Ohtani wouldn’t dismiss the possibility of pitching, either.
“I’ll definitely be prepared to pitch whenever,” he said through his interpreter. “But before that I’m going to have to hit. So, I want to make sure I put some runs on the board before I get to pitch.”
Is Ohtani’s baseball’s best player? He looked all of that and more leading off the ninth inning with Japan trailing Mexico, 5-4. On the first pitch from reliever Giovanny Gallegos, he lined a double into the right-center field gap.
As he rumbled into second, Ohtani stomped on the base and screamed like the Hulk at the Japanese dugout, as the sellout crowd of 35,933 roared in anticipation. A walk put runners on first and second, and when Japan’s star slugger Munetaka Murakami doubled off the center field fence, Ohtani led the charge home to end the game.
Ohtani had told his teammates he had made up his mind he was going to get on base. “I said, ‘Man, I wish I could just make up my mind to get on base in that situation, too,’” Lars Nootbaar, the first American with Japanese lineage to ever start for the Japan team, said.
“Anytime you see Shohei show emotion like that you know it’s real,” Nootbaar, a St. Louis Cardinals outfielder, added. “When a quiet guy with a cool demeanor gets fired up, it lights a fire under everybody.”
Murakami, 22, just signed a contract with the Yakult Swallows that will allow him to join an MLB team in 2025 and make big money. He’s the two-time Central League MVP, who just hit 56 homers to break Saduhara Oh’s Japanese record. Ohtani, 28, is a free agent at the end of this MLB season, and the sky is the limit for his contract.
Trout gives Ohtani a run as baseball’s top offensive player. Team USA’s captain has helped pace an offense that’s racked up 23 runs and 29 hits with five homers during knockout-round wins over Venezuela and Cuba.
Trea Turner has led the barrage, hitting three of the five homers, including an eighth-inning grand slam which drove the U.S. from behind to defeat Venezuela.

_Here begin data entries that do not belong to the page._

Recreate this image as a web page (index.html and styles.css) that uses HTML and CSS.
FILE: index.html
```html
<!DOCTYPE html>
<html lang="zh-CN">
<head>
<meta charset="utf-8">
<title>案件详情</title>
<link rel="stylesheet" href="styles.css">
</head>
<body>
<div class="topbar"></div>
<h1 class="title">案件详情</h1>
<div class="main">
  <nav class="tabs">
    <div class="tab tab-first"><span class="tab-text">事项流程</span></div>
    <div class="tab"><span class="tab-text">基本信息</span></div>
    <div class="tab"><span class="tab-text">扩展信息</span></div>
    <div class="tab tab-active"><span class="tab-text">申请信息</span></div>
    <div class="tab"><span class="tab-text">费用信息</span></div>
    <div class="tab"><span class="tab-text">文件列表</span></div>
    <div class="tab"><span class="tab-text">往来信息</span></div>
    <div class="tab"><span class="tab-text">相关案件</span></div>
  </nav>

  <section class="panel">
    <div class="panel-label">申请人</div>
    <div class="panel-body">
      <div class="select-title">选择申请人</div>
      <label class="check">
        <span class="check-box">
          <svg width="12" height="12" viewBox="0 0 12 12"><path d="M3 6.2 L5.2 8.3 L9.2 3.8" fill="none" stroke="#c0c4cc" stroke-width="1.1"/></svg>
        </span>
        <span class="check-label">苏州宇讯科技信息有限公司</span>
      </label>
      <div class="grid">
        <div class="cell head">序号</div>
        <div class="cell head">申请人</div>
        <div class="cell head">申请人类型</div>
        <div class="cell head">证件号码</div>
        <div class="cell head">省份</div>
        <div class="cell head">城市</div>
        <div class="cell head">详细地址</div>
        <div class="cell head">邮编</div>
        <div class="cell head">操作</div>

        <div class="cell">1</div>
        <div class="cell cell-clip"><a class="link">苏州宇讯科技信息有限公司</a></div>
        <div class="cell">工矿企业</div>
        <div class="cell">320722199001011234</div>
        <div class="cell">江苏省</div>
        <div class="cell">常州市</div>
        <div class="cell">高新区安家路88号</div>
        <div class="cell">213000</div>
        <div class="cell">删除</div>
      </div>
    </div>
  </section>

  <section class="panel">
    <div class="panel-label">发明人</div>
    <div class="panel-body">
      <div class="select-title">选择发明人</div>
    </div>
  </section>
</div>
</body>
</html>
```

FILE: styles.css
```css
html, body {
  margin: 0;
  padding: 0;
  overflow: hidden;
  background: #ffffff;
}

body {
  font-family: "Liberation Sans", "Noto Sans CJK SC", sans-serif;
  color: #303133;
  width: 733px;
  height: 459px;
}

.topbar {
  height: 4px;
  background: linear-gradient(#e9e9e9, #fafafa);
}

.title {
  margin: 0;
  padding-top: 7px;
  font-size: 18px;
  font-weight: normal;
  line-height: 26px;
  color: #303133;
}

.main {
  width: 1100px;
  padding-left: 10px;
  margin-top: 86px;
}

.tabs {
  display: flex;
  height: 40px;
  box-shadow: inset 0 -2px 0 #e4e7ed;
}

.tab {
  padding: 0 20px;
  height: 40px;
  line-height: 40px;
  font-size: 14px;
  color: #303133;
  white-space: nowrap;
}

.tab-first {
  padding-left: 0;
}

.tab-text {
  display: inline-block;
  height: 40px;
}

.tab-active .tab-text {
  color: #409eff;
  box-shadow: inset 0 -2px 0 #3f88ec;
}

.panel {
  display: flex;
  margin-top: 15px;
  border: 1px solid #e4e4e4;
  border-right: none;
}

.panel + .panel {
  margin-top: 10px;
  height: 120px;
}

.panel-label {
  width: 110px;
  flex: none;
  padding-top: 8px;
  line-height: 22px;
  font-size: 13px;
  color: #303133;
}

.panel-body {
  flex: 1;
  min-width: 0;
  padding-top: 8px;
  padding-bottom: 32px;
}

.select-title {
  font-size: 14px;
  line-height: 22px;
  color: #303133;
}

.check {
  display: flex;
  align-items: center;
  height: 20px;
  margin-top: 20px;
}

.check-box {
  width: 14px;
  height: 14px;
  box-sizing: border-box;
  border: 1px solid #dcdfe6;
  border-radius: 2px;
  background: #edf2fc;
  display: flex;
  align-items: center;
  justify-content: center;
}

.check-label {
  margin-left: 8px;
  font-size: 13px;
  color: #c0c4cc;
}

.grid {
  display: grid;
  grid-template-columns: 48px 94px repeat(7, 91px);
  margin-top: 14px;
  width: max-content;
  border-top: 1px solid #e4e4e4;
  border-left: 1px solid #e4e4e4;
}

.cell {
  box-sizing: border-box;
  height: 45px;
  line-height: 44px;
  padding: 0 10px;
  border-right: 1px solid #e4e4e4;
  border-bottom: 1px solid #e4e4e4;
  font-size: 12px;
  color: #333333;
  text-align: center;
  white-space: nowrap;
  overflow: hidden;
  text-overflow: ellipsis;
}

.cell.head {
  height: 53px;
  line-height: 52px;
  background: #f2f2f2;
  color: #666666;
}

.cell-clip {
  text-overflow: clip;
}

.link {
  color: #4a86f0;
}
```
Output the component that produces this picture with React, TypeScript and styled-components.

Unlike Ohtani, who won a Japan league championship in 2016, this is the closest Trout has come to a title of any kind. Though he’s won the American League MVP three times in his 12 seasons with the Angels, he’s never won a playoff game. He played in three during a 2014 AL Division Series against Kansas City, but none since.
Needless to say, he and Ohtani, who won the 2021 AL MVP for his hitting and pitching prowess, have never played in a postseason game together.
Now it’s Trout against Ohtani on the world stage.
“I think this is huge for Mike. He’s having a blast,” Scioscia said. “He’s come up with big hits. He’s playing with a great group of guys. He’s going to remember this for the rest of his life. Hopefully the U.S. can win and pull off that goal.”
Whether it’s in the Olympics or the WBC, Japan is always a formidable opponent for the U.S., which is defending its 2017 WBC title.
Japan has dominated in the WBC. This is the team’s third time to the finals, winning the championship in 2006 and 2009, dropping the semifinals in 2013 and 2017. Japan lost 2-1 to the U.S. in 2017.
In the 2021 Tokyo Olympics, Scioscia managed a team of Major League retreads and minor leaguers to a 2021 silver medal. In the gold-medal game, Team USA played a Japanese team much like this one in the WBC—made up of members from their own Nippon Professional Baseball League. Because of restrictions on MLB players, Ohtani, of course, couldn’t play.
Japan ran through the tournament, defeating the U.S. twice—once during the knockout stage and again in the gold medal game. Just like his game-winning hit Monday night against Mexico, Murakami hit a solo homer, giving Japan the lead for good in that game.
“They play a brand of baseball that is very fundamentally sound,” Scioscia said. “I think it carries over to the players who come over and play in our country. These guys are terrific players. And Shohei is a terrific player.”
Trout vs. Ohtani. The magnifying glass will be on both players and their teams Tuesday night as they vie for the WBC title.